◆ **To be done**
Only lines holding the string "React" are wanted; copy each one from the material.

____________

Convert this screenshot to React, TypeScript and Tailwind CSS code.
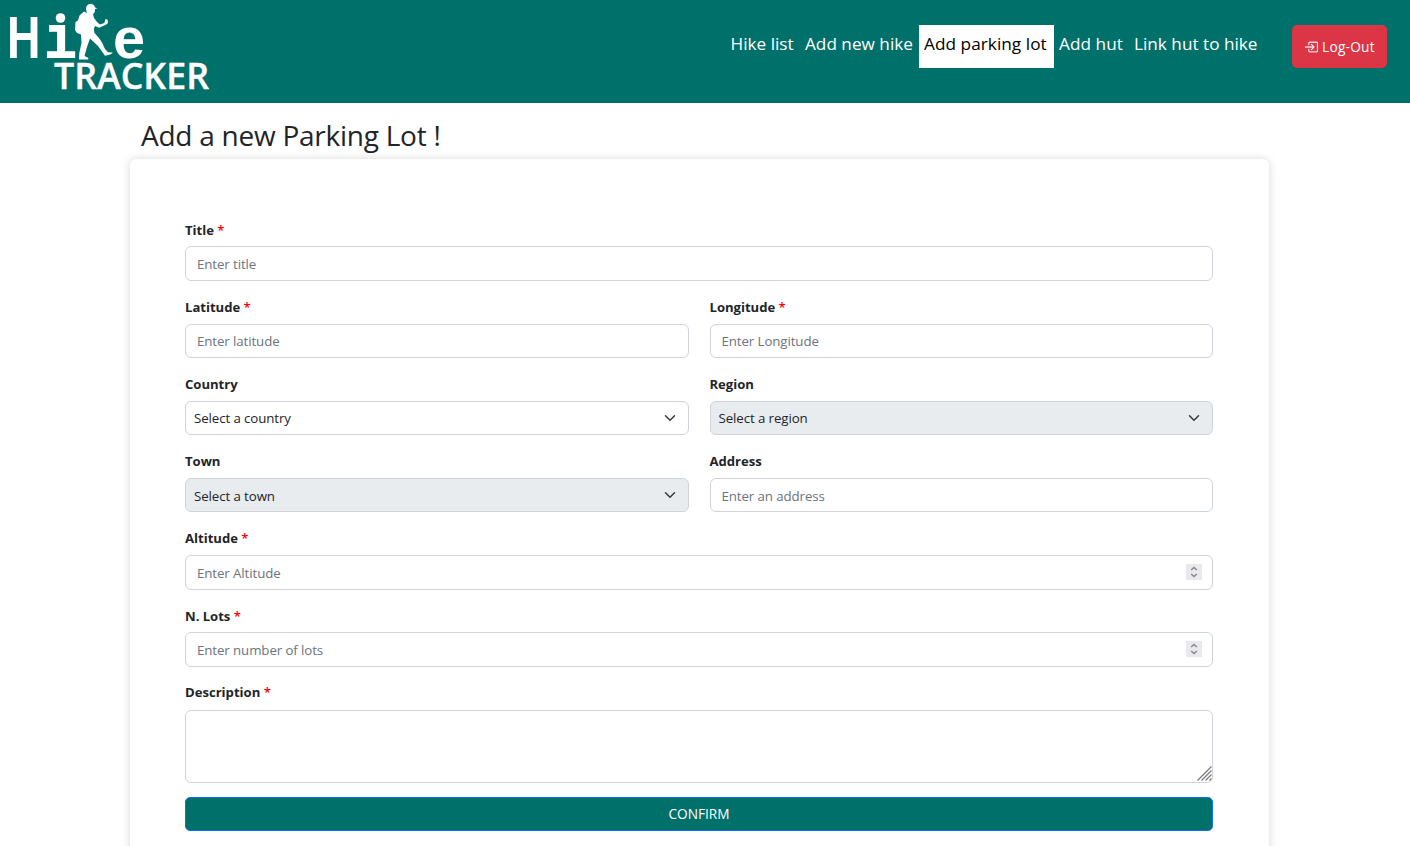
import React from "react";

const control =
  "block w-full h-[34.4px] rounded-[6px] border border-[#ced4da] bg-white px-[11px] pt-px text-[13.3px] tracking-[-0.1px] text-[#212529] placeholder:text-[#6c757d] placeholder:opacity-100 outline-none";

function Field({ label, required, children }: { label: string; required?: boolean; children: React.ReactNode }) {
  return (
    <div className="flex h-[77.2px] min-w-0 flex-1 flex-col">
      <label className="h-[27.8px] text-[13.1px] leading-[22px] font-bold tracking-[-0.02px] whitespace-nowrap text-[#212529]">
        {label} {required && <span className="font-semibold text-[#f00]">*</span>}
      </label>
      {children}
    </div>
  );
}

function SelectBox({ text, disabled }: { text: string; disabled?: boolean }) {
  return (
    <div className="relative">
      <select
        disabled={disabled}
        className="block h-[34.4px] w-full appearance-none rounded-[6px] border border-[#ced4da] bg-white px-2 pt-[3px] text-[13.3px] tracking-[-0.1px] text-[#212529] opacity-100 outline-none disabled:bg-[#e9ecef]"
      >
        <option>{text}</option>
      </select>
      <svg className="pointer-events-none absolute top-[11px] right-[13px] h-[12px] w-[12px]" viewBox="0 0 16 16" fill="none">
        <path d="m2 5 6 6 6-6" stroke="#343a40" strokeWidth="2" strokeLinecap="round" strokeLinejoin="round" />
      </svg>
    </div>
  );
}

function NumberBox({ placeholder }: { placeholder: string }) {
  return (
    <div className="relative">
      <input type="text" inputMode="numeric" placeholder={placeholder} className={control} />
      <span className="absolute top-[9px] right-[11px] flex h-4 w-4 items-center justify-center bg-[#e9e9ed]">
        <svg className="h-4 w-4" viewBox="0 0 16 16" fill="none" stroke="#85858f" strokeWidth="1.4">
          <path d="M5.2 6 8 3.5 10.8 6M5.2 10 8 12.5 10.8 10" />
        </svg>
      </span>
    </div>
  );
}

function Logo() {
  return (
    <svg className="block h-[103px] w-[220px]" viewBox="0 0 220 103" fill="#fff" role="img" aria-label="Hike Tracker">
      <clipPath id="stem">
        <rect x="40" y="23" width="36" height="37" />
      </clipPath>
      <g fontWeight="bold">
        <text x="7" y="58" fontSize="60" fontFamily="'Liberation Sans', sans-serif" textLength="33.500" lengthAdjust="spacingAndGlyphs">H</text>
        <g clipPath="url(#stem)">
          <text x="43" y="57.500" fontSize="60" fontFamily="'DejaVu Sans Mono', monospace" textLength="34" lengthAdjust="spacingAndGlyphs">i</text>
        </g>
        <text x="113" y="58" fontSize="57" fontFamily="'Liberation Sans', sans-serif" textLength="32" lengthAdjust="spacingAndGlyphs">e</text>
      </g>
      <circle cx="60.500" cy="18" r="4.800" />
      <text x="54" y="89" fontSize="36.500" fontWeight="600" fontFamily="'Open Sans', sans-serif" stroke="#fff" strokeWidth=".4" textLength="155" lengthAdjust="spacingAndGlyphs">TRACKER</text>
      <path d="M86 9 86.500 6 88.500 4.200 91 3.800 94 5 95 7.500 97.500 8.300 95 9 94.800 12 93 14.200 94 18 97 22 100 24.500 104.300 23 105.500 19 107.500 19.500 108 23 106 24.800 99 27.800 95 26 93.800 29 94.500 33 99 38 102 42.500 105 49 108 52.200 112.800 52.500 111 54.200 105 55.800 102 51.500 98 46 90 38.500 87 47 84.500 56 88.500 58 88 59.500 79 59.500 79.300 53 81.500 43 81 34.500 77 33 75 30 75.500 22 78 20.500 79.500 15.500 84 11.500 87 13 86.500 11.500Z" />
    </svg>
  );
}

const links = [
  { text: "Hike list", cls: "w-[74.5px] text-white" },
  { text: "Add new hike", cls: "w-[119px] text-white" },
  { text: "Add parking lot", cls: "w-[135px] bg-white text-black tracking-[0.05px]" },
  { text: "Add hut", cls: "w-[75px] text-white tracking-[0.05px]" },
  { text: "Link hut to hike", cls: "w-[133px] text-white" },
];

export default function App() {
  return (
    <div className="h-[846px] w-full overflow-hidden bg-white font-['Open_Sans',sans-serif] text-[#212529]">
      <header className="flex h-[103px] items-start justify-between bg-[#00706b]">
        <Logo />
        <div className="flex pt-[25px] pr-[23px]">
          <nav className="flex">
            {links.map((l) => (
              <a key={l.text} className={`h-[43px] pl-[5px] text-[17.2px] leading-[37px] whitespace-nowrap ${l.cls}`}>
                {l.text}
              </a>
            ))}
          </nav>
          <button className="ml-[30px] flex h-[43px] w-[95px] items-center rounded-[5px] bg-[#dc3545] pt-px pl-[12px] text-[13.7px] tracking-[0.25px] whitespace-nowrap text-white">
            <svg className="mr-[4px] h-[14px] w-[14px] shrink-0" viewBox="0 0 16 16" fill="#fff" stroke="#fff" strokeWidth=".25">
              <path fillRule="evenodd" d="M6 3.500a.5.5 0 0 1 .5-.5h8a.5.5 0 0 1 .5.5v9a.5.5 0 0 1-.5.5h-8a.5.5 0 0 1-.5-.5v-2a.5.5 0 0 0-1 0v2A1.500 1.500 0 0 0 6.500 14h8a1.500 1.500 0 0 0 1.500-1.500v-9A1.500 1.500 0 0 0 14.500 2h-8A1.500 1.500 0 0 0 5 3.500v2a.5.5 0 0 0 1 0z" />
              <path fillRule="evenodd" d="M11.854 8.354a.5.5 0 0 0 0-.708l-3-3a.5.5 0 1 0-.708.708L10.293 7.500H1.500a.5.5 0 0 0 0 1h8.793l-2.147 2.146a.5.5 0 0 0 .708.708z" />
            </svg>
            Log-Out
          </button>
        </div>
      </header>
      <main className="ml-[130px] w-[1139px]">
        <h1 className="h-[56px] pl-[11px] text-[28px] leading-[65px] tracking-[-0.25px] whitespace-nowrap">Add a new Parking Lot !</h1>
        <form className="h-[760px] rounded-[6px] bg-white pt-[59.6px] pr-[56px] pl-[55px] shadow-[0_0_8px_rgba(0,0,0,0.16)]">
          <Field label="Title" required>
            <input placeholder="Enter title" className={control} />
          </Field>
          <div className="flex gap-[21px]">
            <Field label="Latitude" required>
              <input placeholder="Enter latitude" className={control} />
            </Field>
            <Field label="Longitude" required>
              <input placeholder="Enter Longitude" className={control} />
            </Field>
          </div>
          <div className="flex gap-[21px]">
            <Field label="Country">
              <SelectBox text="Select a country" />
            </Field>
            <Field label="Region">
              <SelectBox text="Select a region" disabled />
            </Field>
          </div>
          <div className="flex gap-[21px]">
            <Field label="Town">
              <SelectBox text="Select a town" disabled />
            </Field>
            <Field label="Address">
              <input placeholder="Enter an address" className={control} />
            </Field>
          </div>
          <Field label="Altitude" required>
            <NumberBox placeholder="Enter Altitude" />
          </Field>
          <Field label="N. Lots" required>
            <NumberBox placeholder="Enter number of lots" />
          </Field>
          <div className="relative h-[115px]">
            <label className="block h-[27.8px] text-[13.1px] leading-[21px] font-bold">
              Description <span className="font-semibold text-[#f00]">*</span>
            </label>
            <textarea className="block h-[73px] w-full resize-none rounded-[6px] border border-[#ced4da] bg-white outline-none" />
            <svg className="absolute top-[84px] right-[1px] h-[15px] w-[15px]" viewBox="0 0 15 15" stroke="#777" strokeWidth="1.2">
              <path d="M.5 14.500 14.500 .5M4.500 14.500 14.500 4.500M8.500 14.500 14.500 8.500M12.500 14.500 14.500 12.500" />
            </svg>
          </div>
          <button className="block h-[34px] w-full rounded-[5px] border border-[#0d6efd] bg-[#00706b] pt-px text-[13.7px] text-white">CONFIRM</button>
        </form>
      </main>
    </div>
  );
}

____________

◆ **Response**
Convert this screenshot to React, TypeScript and Tailwind CSS code.
import React from "react";
function Field({ label, required, children }: { label: string; required?: boolean; children: React.ReactNode }) {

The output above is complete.